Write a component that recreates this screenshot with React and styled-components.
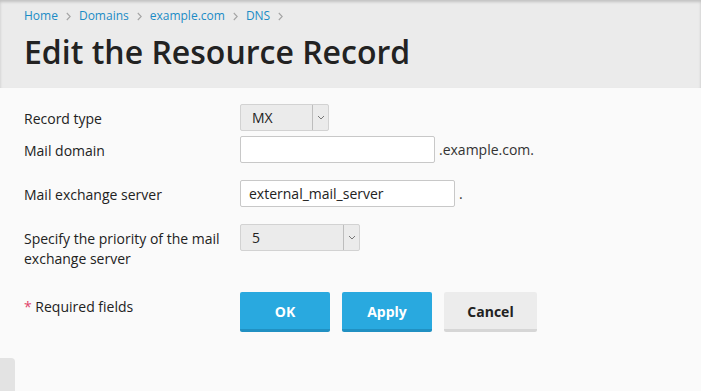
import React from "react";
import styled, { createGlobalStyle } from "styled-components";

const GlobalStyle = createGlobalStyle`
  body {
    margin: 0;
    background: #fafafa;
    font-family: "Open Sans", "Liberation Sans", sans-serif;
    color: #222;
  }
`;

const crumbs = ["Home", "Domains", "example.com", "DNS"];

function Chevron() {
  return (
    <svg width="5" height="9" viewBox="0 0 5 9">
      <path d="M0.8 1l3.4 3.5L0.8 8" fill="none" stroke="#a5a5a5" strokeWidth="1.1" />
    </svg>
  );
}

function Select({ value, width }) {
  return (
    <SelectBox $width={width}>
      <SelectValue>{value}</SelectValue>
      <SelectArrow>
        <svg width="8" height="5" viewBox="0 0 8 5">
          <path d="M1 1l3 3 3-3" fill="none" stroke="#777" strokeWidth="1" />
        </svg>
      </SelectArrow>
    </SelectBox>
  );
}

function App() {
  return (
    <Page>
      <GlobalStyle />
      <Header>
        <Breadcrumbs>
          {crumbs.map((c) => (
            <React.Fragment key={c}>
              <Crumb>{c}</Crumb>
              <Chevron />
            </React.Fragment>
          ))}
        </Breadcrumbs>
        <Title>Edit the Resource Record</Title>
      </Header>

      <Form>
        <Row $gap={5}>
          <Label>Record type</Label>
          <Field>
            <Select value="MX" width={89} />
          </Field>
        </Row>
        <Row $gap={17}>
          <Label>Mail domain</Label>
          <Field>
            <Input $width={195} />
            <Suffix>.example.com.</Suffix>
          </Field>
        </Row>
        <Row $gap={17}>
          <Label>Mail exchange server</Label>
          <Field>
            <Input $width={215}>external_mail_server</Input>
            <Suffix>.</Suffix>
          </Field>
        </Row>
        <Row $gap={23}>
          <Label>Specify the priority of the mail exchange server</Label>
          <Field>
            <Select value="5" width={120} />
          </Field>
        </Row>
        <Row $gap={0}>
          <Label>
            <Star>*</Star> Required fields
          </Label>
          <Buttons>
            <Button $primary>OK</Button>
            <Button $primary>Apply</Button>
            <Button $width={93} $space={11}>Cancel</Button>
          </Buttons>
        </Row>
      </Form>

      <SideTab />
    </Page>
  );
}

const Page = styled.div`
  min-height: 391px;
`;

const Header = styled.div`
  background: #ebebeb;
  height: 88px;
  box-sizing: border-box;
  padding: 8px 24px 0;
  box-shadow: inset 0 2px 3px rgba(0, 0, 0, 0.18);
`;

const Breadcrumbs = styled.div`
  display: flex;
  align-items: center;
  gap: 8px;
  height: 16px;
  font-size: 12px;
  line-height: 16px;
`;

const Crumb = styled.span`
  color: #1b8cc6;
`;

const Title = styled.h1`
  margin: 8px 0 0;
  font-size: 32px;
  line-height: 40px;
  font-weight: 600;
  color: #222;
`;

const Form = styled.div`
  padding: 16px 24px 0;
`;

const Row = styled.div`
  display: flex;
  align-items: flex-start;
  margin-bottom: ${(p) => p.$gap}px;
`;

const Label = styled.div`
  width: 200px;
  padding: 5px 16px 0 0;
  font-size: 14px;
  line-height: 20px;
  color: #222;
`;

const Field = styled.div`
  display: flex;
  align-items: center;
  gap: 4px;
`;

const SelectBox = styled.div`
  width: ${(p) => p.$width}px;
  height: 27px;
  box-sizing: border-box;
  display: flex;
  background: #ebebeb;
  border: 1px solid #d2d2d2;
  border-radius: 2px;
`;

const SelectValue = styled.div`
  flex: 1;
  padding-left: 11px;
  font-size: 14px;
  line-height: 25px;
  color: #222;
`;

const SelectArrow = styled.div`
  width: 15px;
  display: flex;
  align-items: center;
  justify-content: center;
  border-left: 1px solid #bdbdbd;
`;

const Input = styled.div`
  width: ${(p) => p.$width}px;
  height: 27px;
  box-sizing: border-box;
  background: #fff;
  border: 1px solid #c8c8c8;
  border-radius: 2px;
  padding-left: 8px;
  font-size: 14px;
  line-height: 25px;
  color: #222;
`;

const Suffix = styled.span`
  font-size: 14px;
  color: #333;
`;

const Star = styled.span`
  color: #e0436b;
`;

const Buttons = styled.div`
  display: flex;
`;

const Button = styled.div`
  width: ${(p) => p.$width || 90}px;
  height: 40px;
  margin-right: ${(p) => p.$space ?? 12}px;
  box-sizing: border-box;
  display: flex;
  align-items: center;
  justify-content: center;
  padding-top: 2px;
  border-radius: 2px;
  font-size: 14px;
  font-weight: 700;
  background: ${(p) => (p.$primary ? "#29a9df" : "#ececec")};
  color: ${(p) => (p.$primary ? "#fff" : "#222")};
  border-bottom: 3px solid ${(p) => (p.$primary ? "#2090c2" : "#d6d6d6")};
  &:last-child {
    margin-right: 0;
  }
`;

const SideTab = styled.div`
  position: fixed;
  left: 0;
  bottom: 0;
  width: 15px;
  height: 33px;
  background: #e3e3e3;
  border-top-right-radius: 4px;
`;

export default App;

==

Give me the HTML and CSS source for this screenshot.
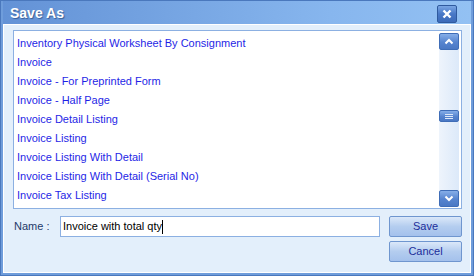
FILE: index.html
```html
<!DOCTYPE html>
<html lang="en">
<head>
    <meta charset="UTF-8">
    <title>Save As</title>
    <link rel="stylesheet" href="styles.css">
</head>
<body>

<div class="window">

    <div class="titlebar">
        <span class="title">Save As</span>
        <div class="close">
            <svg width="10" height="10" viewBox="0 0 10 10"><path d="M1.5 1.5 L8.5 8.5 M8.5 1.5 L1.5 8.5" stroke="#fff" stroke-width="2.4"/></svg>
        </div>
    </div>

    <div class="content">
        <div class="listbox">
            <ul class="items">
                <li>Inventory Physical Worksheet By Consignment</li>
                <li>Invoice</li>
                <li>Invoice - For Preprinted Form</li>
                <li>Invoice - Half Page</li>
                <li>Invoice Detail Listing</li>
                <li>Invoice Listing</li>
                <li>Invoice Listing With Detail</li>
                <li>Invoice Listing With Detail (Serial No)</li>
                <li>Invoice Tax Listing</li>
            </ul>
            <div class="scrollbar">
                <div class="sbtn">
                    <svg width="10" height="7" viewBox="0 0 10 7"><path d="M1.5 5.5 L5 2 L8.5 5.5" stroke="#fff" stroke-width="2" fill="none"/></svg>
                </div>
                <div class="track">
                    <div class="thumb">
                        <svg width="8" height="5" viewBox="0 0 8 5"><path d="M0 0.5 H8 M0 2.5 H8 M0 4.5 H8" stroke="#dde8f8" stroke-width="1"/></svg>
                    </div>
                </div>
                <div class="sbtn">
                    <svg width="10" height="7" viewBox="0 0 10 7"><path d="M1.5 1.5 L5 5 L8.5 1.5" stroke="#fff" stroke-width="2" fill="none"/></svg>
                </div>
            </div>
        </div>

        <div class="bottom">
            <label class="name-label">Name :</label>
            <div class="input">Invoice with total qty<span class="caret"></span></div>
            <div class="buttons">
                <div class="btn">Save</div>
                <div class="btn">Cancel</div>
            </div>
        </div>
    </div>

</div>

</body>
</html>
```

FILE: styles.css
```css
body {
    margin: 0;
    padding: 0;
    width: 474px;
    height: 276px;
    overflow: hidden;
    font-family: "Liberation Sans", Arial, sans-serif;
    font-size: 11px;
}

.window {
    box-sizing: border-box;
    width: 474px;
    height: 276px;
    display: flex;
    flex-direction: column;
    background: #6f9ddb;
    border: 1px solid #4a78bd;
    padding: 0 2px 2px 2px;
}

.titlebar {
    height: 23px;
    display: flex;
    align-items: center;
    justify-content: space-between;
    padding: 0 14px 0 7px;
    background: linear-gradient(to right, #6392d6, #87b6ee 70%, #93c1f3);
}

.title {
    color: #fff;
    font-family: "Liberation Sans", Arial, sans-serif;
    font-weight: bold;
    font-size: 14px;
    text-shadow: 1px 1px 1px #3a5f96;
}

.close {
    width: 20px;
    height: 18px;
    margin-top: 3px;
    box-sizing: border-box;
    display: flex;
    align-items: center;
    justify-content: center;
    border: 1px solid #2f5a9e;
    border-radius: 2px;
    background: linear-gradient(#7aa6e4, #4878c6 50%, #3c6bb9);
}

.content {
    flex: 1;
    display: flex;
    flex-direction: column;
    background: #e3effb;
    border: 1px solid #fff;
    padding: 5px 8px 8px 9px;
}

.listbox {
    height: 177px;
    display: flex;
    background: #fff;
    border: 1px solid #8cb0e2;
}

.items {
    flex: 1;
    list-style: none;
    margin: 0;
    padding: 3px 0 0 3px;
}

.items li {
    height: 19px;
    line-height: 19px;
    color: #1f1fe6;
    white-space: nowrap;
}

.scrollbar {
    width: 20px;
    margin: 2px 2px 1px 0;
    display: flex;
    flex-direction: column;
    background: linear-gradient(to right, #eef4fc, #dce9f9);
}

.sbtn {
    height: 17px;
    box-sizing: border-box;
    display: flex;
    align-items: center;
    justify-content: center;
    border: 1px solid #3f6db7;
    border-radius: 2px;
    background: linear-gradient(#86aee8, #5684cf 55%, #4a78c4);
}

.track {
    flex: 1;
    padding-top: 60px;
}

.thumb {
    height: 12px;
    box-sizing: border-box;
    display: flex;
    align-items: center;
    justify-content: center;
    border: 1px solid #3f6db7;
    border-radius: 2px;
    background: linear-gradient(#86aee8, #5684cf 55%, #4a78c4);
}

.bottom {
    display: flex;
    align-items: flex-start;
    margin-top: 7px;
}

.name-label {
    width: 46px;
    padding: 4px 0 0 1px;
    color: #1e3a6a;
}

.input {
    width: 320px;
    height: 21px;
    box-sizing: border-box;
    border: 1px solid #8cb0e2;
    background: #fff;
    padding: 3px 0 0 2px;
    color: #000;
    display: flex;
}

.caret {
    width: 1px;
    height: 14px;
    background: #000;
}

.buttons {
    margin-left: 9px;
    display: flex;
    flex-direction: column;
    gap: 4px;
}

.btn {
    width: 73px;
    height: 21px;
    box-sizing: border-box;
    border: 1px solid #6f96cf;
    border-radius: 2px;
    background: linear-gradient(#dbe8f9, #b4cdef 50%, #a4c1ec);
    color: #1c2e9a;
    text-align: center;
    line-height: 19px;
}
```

**WHAT YOU ARE ASKED TO DO:** Locate each line containing the string "this" and show it.

**ANSWER BELOW:**
Write a component that recreates this screenshot with React and styled-components.
Give me the HTML and CSS source for this screenshot.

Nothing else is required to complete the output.